Reproduce all of the listing below without alteration.

### Dataset section ###

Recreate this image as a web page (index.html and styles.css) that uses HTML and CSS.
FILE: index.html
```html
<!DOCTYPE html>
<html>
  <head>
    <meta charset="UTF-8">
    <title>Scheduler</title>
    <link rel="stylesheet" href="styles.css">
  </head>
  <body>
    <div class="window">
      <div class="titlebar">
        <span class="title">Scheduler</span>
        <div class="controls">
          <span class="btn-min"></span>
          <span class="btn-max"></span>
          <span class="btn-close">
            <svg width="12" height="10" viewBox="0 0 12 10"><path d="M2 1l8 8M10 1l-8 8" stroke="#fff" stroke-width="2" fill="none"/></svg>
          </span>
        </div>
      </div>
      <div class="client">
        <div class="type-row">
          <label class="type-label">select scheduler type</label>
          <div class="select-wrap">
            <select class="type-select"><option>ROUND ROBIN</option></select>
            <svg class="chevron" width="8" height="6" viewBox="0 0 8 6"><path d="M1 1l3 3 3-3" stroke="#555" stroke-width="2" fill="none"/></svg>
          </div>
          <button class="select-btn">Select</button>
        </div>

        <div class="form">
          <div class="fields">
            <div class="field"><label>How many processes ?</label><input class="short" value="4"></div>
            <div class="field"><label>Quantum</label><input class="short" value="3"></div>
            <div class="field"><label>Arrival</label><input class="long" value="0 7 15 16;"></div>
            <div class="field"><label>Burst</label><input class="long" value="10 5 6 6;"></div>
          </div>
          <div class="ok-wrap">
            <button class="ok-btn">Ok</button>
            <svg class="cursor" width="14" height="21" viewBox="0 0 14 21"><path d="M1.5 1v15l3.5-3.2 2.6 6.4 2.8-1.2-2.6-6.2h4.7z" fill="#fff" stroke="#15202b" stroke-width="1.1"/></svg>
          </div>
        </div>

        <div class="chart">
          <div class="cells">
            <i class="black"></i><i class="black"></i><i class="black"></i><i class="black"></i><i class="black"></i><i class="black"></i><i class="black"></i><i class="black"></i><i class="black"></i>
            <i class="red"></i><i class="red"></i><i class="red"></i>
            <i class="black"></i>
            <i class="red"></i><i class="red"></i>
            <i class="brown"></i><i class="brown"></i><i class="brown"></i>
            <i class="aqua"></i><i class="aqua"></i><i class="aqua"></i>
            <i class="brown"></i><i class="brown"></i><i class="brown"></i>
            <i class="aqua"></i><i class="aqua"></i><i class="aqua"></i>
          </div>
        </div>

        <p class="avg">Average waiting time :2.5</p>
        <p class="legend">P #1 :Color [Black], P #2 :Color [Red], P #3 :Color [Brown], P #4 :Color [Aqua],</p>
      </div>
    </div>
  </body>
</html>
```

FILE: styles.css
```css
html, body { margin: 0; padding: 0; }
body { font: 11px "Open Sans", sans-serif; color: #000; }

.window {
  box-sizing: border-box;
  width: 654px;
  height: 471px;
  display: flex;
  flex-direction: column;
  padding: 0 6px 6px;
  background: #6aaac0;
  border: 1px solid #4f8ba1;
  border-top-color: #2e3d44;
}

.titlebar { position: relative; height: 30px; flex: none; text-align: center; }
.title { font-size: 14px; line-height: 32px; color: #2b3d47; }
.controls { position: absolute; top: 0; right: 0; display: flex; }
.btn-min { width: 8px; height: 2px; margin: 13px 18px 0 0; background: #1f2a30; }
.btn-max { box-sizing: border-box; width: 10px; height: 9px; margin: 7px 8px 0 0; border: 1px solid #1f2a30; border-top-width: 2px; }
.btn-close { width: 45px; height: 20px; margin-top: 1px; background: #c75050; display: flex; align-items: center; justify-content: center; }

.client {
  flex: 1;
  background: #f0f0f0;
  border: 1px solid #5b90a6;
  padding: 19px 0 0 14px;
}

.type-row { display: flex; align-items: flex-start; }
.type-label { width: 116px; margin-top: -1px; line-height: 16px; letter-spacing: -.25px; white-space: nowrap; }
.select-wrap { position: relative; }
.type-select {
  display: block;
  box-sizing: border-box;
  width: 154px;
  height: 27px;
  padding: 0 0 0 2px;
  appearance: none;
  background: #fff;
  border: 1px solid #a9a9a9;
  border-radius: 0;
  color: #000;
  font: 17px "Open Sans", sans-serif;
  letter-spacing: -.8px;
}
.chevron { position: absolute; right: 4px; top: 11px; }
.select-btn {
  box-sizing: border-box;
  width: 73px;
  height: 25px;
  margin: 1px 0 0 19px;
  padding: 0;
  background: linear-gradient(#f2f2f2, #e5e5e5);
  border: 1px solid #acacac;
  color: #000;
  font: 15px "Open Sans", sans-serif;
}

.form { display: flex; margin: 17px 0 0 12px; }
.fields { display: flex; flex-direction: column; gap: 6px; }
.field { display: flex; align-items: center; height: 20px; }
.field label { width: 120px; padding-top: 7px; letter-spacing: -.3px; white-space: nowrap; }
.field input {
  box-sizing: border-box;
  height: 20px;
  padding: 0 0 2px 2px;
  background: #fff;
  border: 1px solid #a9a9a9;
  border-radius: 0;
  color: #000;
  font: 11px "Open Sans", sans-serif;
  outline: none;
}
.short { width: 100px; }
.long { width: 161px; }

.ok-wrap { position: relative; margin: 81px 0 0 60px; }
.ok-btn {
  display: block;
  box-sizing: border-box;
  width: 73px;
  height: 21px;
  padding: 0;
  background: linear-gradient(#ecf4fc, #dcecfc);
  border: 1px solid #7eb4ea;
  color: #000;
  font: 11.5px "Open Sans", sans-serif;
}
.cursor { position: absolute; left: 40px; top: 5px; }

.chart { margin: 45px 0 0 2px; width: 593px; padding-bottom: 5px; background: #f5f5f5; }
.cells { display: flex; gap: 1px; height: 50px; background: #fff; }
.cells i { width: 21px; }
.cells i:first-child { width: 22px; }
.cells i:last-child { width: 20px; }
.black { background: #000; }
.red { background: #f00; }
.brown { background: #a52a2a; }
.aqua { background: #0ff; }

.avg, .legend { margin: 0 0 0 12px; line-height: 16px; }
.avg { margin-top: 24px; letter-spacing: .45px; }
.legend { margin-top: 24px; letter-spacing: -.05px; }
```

###

:: Response ::
Recreate this image as a web page (index.html and styles.css) that uses HTML and CSS.
FILE: index.html
```html
<!DOCTYPE html>
<html>
  <head>
    <meta charset="UTF-8">
    <title>Scheduler</title>
    <link rel="stylesheet" href="styles.css">
  </head>
  <body>
    <div class="window">
      <div class="titlebar">
        <span class="title">Scheduler</span>
        <div class="controls">
          <span class="btn-min"></span>
          <span class="btn-max"></span>
          <span class="btn-close">
            <svg width="12" height="10" viewBox="0 0 12 10"><path d="M2 1l8 8M10 1l-8 8" stroke="#fff" stroke-width="2" fill="none"/></svg>
          </span>
        </div>
      </div>
      <div class="client">
        <div class="type-row">
          <label class="type-label">select scheduler type</label>
          <div class="select-wrap">
            <select class="type-select"><option>ROUND ROBIN</option></select>
            <svg class="chevron" width="8" height="6" viewBox="0 0 8 6"><path d="M1 1l3 3 3-3" stroke="#555" stroke-width="2" fill="none"/></svg>
          </div>
          <button class="select-btn">Select</button>
        </div>

        <div class="form">
          <div class="fields">
            <div class="field"><label>How many processes ?</label><input class="short" value="4"></div>
            <div class="field"><label>Quantum</label><input class="short" value="3"></div>
            <div class="field"><label>Arrival</label><input class="long" value="0 7 15 16;"></div>
            <div class="field"><label>Burst</label><input class="long" value="10 5 6 6;"></div>
          </div>
          <div class="ok-wrap">
            <button class="ok-btn">Ok</button>
            <svg class="cursor" width="14" height="21" viewBox="0 0 14 21"><path d="M1.5 1v15l3.5-3.2 2.6 6.4 2.8-1.2-2.6-6.2h4.7z" fill="#fff" stroke="#15202b" stroke-width="1.1"/></svg>
          </div>
        </div>

        <div class="chart">
          <div class="cells">
            <i class="black"></i><i class="black"></i><i class="black"></i><i class="black"></i><i class="black"></i><i class="black"></i><i class="black"></i><i class="black"></i><i class="black"></i>
            <i class="red"></i><i class="red"></i><i class="red"></i>
            <i class="black"></i>
            <i class="red"></i><i class="red"></i>
            <i class="brown"></i><i class="brown"></i><i class="brown"></i>
            <i class="aqua"></i><i class="aqua"></i><i class="aqua"></i>
            <i class="brown"></i><i class="brown"></i><i class="brown"></i>
            <i class="aqua"></i><i class="aqua"></i><i class="aqua"></i>
          </div>
        </div>

        <p class="avg">Average waiting time :2.5</p>
        <p class="legend">P #1 :Color [Black], P #2 :Color [Red], P #3 :Color [Brown], P #4 :Color [Aqua],</p>
      </div>
    </div>
  </body>
</html>
```

FILE: styles.css
```css
html, body { margin: 0; padding: 0; }
body { font: 11px "Open Sans", sans-serif; color: #000; }

.window {
  box-sizing: border-box;
  width: 654px;
  height: 471px;
  display: flex;
  flex-direction: column;
  padding: 0 6px 6px;
  background: #6aaac0;
  border: 1px solid #4f8ba1;
  border-top-color: #2e3d44;
}

.titlebar { position: relative; height: 30px; flex: none; text-align: center; }
.title { font-size: 14px; line-height: 32px; color: #2b3d47; }
.controls { position: absolute; top: 0; right: 0; display: flex; }
.btn-min { width: 8px; height: 2px; margin: 13px 18px 0 0; background: #1f2a30; }
.btn-max { box-sizing: border-box; width: 10px; height: 9px; margin: 7px 8px 0 0; border: 1px solid #1f2a30; border-top-width: 2px; }
.btn-close { width: 45px; height: 20px; margin-top: 1px; background: #c75050; display: flex; align-items: center; justify-content: center; }

.client {
  flex: 1;
  background: #f0f0f0;
  border: 1px solid #5b90a6;
  padding: 19px 0 0 14px;
}

.type-row { display: flex; align-items: flex-start; }
.type-label { width: 116px; margin-top: -1px; line-height: 16px; letter-spacing: -.25px; white-space: nowrap; }
.select-wrap { position: relative; }
.type-select {
  display: block;
  box-sizing: border-box;
  width: 154px;
  height: 27px;
  padding: 0 0 0 2px;
  appearance: none;
  background: #fff;
  border: 1px solid #a9a9a9;
  border-radius: 0;
  color: #000;
  font: 17px "Open Sans", sans-serif;
  letter-spacing: -.8px;
}
.chevron { position: absolute; right: 4px; top: 11px; }
.select-btn {
  box-sizing: border-box;
  width: 73px;
  height: 25px;
  margin: 1px 0 0 19px;
  padding: 0;
  background: linear-gradient(#f2f2f2, #e5e5e5);
  border: 1px solid #acacac;
  color: #000;
  font: 15px "Open Sans", sans-serif;
}

.form { display: flex; margin: 17px 0 0 12px; }
.fields { display: flex; flex-direction: column; gap: 6px; }
.field { display: flex; align-items: center; height: 20px; }
.field label { width: 120px; padding-top: 7px; letter-spacing: -.3px; white-space: nowrap; }
.field input {
  box-sizing: border-box;
  height: 20px;
  padding: 0 0 2px 2px;
  background: #fff;
  border: 1px solid #a9a9a9;
  border-radius: 0;
  color: #000;
  font: 11px "Open Sans", sans-serif;
  outline: none;
}
.short { width: 100px; }
.long { width: 161px; }

.ok-wrap { position: relative; margin: 81px 0 0 60px; }
.ok-btn {
  display: block;
  box-sizing: border-box;
  width: 73px;
  height: 21px;
  padding: 0;
  background: linear-gradient(#ecf4fc, #dcecfc);
  border: 1px solid #7eb4ea;
  color: #000;
  font: 11.5px "Open Sans", sans-serif;
}
.cursor { position: absolute; left: 40px; top: 5px; }

.chart { margin: 45px 0 0 2px; width: 593px; padding-bottom: 5px; background: #f5f5f5; }
.cells { display: flex; gap: 1px; height: 50px; background: #fff; }
.cells i { width: 21px; }
.cells i:first-child { width: 22px; }
.cells i:last-child { width: 20px; }
.black { background: #000; }
.red { background: #f00; }
.brown { background: #a52a2a; }
.aqua { background: #0ff; }

.avg, .legend { margin: 0 0 0 12px; line-height: 16px; }
.avg { margin-top: 24px; letter-spacing: .45px; }
.legend { margin-top: 24px; letter-spacing: -.05px; }
```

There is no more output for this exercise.